Protection For Consumers Is Help For Us All

December 18, 2009 by · Leave a Comment
Filed under: Bond Regulation 

As much as we all hate bureaucracy and its associated expense, a “Consumer Financial Protection Agency” may be a good idea.  Truth be told, there are many well-educated Americans who lack even a rudimentary understanding of finance.  (A business executive was once overheard saying that he wasn’t going to refinance because he didn’t want to lose all that interest he had paid to his mortgage company). And there is a huge industry that is more than willing to exploit this lack of knowledge.

Unlike the FDA or the CPSC, however, the “CFPA” can do more than protect just consumers from dangerous products — or more often to protect consumers from themselves.  By helping to assure upfront that debt instruments that eventually get packaged and sold as securities are solid, the CFPA will help us all.

Because the issuer rarely holds loans, we can no longer trust that the person writing the loan will thoroughly vet the applicant.
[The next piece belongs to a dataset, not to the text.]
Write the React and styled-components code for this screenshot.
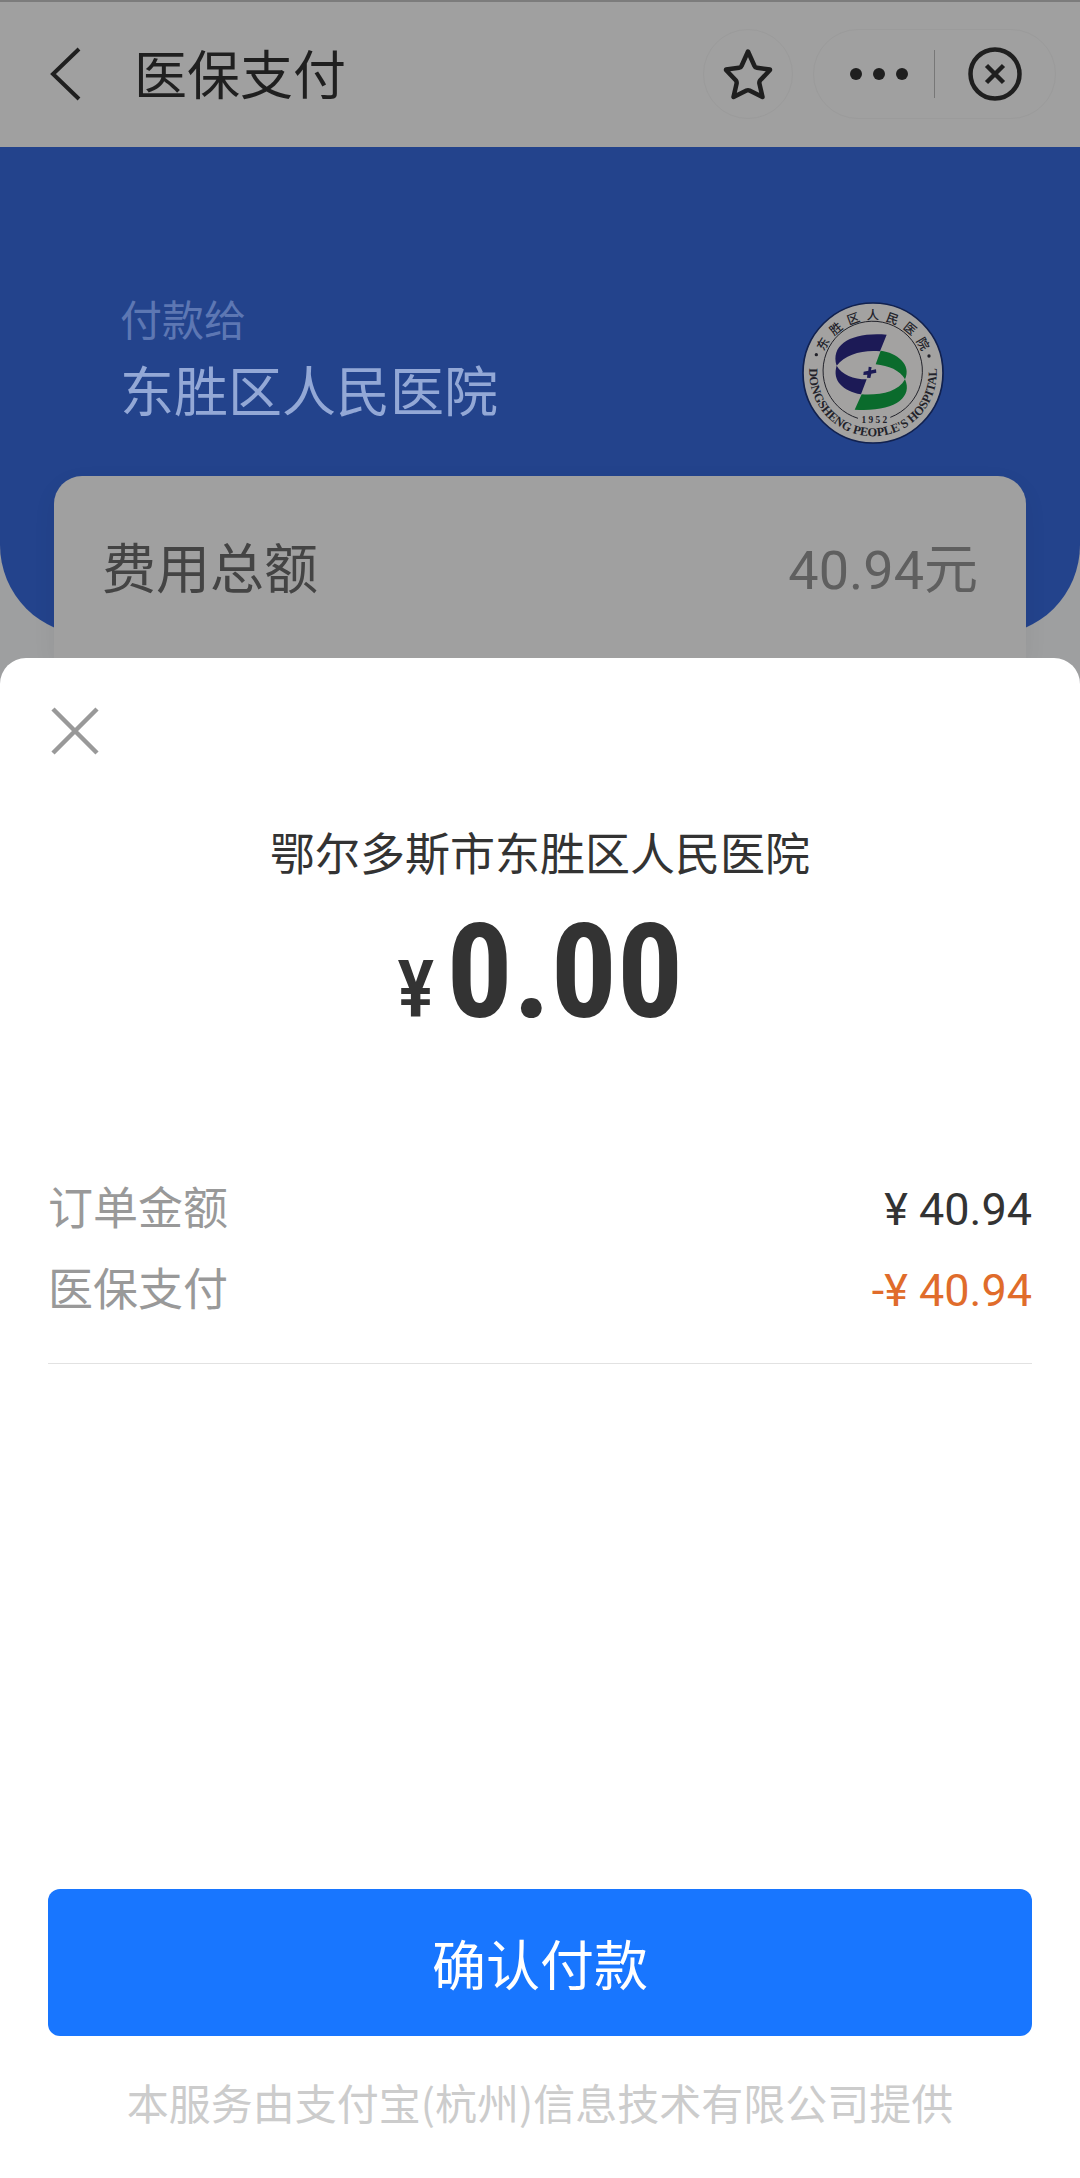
import React, { useState } from "react";
import styled, { createGlobalStyle } from "styled-components";

const GlobalStyle = createGlobalStyle`
    * {
        box-sizing: border-box;
    }

    body {
        margin: 0;
        background-color: #9e9fa0;
        font-family: "Noto Sans CJK SC", sans-serif;
    }

    button {
        padding: 0;
        border: none;
        background: none;
        font-family: inherit;
        color: inherit;
        cursor: pointer;
    }

    svg {
        display: block;
    }
`;

const Page = styled.div`
    display: flex;
    flex-direction: column;
    min-height: 100vh;
`;

const NavBar = styled.header`
    display: flex;
    align-items: center;
    height: 147px;
    padding: 0 24px 0 42px;
    background-color: #a0a0a0;
    box-shadow: inset 0 2px 0 #7c7c7c;
    color: #1f1f1f;
`;

const BackButton = styled.button`
    padding: 0 8px;
`;

const NavTitle = styled.h1`
    flex: 1;
    margin: 0 0 0 44px;
    padding-bottom: 4px;
    font-size: 53px;
    line-height: 72px;
    font-weight: 400;
`;

const StarButton = styled.button`
    display: flex;
    align-items: center;
    justify-content: center;
    width: 90px;
    height: 90px;
    margin-right: 20px;
    border: 1px solid #9b9b9b;
    border-radius: 45px;
`;

const Capsule = styled.div`
    display: flex;
    align-items: center;
    height: 90px;
    border: 1px solid #9b9b9b;
    border-radius: 45px;
`;

const CapsuleButton = styled.button`
    display: flex;
    align-items: center;
    justify-content: ${props => props.$align || "center"};
    width: 120px;
    height: 88px;
    padding-right: ${props => (props.$align ? "26px" : "0")};
`;

const CapsuleLine = styled.span`
    width: 1px;
    height: 48px;
    background-color: #777777;
`;

const Hero = styled.section`
    display: flex;
    justify-content: space-between;
    align-items: flex-start;
    height: 488px;
    padding: 141px 135px 0 120px;
    border-radius: 0 0 90px 90px;
    background-color: #23438c;
`;

const PayLabel = styled.p`
    margin: 0;
    font-size: 42px;
    line-height: 60px;
    color: #5d77b3;
`;

const PayName = styled.h2`
    margin: 0;
    font-size: 54px;
    line-height: 82px;
    font-weight: 400;
    color: #93a8d6;
`;

const LogoBox = styled.div`
    padding-top: 13px;
`;

const TotalCard = styled.section`
    display: flex;
    justify-content: space-between;
    align-items: baseline;
    height: 182px;
    margin: -159px 54px 0;
    padding: 54px 48px 0;
    border-radius: 28px 28px 0 0;
    background-color: #a0a0a0;
    box-shadow: 0 8px 24px rgba(0, 0, 0, 0.06);
    font-size: 54px;
    line-height: 72px;
    color: #444444;
`;

const TotalValue = styled.span`
    font-family: Roboto, "Noto Sans CJK SC", sans-serif;
    color: #5f5f5f;
`;

const Sheet = styled.section`
    position: relative;
    display: flex;
    flex: 1;
    flex-direction: column;
    padding: 46px 48px;
    border-radius: 26px 26px 0 0;
    background-color: #ffffff;
    color: #333333;
`;

const CloseButton = styled.button`
    align-self: flex-start;
`;

const Merchant = styled.h2`
    margin: 62px 0 0;
    font-size: 45px;
    line-height: 64px;
    font-weight: 400;
    text-align: center;
`;

const Amount = styled.p`
    display: flex;
    justify-content: center;
    align-items: baseline;
    gap: 12px;
    height: 136px;
    margin: 20px 0 0;
    font-family: "Roboto Condensed", "Liberation Sans Narrow", sans-serif;
    font-size: 131px;
    line-height: 136px;
    font-weight: 700;
`;

const Currency = styled.span`
    font-size: 80px;
    font-weight: 500;
`;

const Bill = styled.dl`
    margin: 125px 0 0;
    padding-bottom: 36px;
    border-bottom: 1px solid #e2e2e2;
`;

const BillRow = styled.div`
    display: flex;
    justify-content: space-between;
    align-items: baseline;
    height: 81px;
    font-size: 45px;
    line-height: 81px;
`;

const BillLabel = styled.dt`
    color: #999999;
`;

const BillValue = styled.dd`
    margin: 0;
    font-family: Roboto, "Noto Sans CJK SC", sans-serif;
    color: ${props => (props.$discount ? "#e06c2b" : "#333333")};
`;

const ConfirmButton = styled.button`
    height: 147px;
    margin-top: auto;
    border-radius: 12px;
    background-color: #1876ff;
    color: #ffffff;
    font-size: 54px;
`;

const Provider = styled.p`
    margin: 36px 0 0;
    font-size: 42px;
    line-height: 60px;
    text-align: center;
    color: #cccccc;
`;

const BackIcon = () => (
    <svg width="32" height="54" viewBox="0 0 32 54" fill="none" stroke="currentColor" strokeWidth="4">
        <path d="M29 2 3 27l26 25" />
    </svg>
);

const StarIcon = () => (
    <svg width="52" height="54" viewBox="0 0 52 54" fill="none" stroke="currentColor" strokeWidth="4.5" strokeLinejoin="round">
        <path d="M26 4.5 32.5 19Q33 20.500 35 20.800L48 22.500V23L38 33.500Q37 35 37.500 37L40.500 50 27.500 43.500Q26 42.800 24.500 43.500L11.500 50 14.500 37Q15 35 14 33.500L4 23V22.500L17 20.800Q19 20.500 19.500 19Z" />
    </svg>
);

const DotsIcon = () => (
    <svg width="58" height="12" viewBox="0 0 58 12" fill="currentColor">
        <circle cx="6" cy="6" r="6" />
        <circle cx="29" cy="6" r="6" />
        <circle cx="52" cy="6" r="6" />
    </svg>
);

const ExitIcon = () => (
    <svg width="54" height="54" viewBox="0 0 54 54" fill="none" stroke="currentColor" strokeWidth="4.5">
        <circle cx="27" cy="27" r="24.500" />
        <path d="m18.500 18.500 17 17m0-17-17 17" />
    </svg>
);

const CloseIcon = () => (
    <svg width="54" height="54" viewBox="0 0 54 54" fill="none" stroke="#999999" strokeWidth="4.5">
        <path d="m5 5 44 44m0-44L5 49" />
    </svg>
);

const HospitalLogo = () => (
    <svg width="144" height="144" viewBox="65 62 432 432" role="img" aria-label="东胜区人民医院">
        <defs>
            <path id="ring-top" d="M121 278a160 160 0 0 1 320 0" />
            <path id="ring-bottom" d="M94 238a191 191 0 1 0 374 0" />
        </defs>
        <circle cx="281" cy="278" r="210" fill="#a3a2a1" stroke="#11214f" strokeWidth="5" />
        <path d="M236 414A149 149 0 1 1 333 411" fill="none" stroke="#22222a" strokeWidth="3" />
        <path d="M322 163 302 213C250 208 198 222 172 256C152 192 218 154 322 163Z" fill="#1c1a56" />
        <path d="M172 256C188 283 222 297 262 297L245 342C190 332 158 300 172 256Z" fill="#1c1a56" />
        <path d="M304 211C352 217 398 252 377 297C362 270 328 256 289 252Z" fill="#0a6b2c" />
        <path d="M377 297C402 352 344 396 226 388L247 342C302 345 356 336 377 297Z" fill="#0a6b2c" />
        <path d="m268 259 9 2-2 9 15-3 1 10-15 3-3 13-10-1 1-9-12 1 1-10 14-3Z" fill="#1c1a56" />
        <circle cx="111" cy="223" r="5" fill="#22222a" />
        <circle cx="449" cy="227" r="5" fill="#22222a" />
        <text fontFamily="'Noto Sans CJK SC', sans-serif" fontSize="37" fontWeight="500" fill="#22222a" textAnchor="middle">
            <textPath href="#ring-top" startOffset="50%">{"东胜区人民医院".split("").join("\u2002")}</textPath>
        </text>
        <text fontFamily="'Liberation Serif', serif" fontSize="37" fontWeight="700" fill="#22222a" textAnchor="middle">
            <textPath href="#ring-bottom" startOffset="50%">DONGSHENG PEOPLE'S HOSPITAL</textPath>
        </text>
        <text x="285" y="428" fontFamily="'Liberation Serif', serif" fontSize="28" fontWeight="700" fill="#22222a" textAnchor="middle">
            1 9 5 2
        </text>
    </svg>
);

const bill = [
    { name: "订单金额", price: "¥ 40.94" },
    { name: "医保支付", price: "-¥ 40.94", discount: true },
];

const App = () => {
    const [starred, setStarred] = useState(false);

    return (
        <>
            <GlobalStyle />
            <Page>
                <NavBar>
                    <BackButton aria-label="返回"><BackIcon /></BackButton>
                    <NavTitle>医保支付</NavTitle>
                    <StarButton aria-label="收藏" aria-pressed={starred} onClick={() => setStarred(!starred)}>
                        <StarIcon />
                    </StarButton>
                    <Capsule>
                        <CapsuleButton aria-label="更多" $align="flex-end"><DotsIcon /></CapsuleButton>
                        <CapsuleLine />
                        <CapsuleButton aria-label="退出"><ExitIcon /></CapsuleButton>
                    </Capsule>
                </NavBar>
                <Hero>
                    <div>
                        <PayLabel>付款给</PayLabel>
                        <PayName>东胜区人民医院</PayName>
                    </div>
                    <LogoBox>
                        <HospitalLogo />
                    </LogoBox>
                </Hero>
                <TotalCard>
                    <span>费用总额</span>
                    <TotalValue>40.94元</TotalValue>
                </TotalCard>
                <Sheet>
                    <CloseButton aria-label="关闭"><CloseIcon /></CloseButton>
                    <Merchant>鄂尔多斯市东胜区人民医院</Merchant>
                    <Amount>
                        <Currency>¥</Currency>
                        <span>0.00</span>
                    </Amount>
                    <Bill>
                        {bill.map((item, index) => (
                            <BillRow key={index}>
                                <BillLabel>{item.name}</BillLabel>
                                <BillValue $discount={item.discount}>{item.price}</BillValue>
                            </BillRow>
                        ))}
                    </Bill>
                    <ConfirmButton>确认付款</ConfirmButton>
                    <Provider>本服务由支付宝(杭州)信息技术有限公司提供</Provider>
                </Sheet>
            </Page>
        </>
    );
};

export default App;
These loan brokers have very little risk, so they have very little incentive to ensure the candidate is creditworthy.  Instead they are more motivated to close as many loans as quickly as they can, regardless of quality.

Preventing the most dangerous loans from ever being made will help to ensure that the toxic loans that make regardless of quality us all sick never get into the system.  Subsequently we can also have greater confidence in the rating agencies’ assessments.  The consumer benefits directly, but we all benefit indirectly from a more reliable securities market.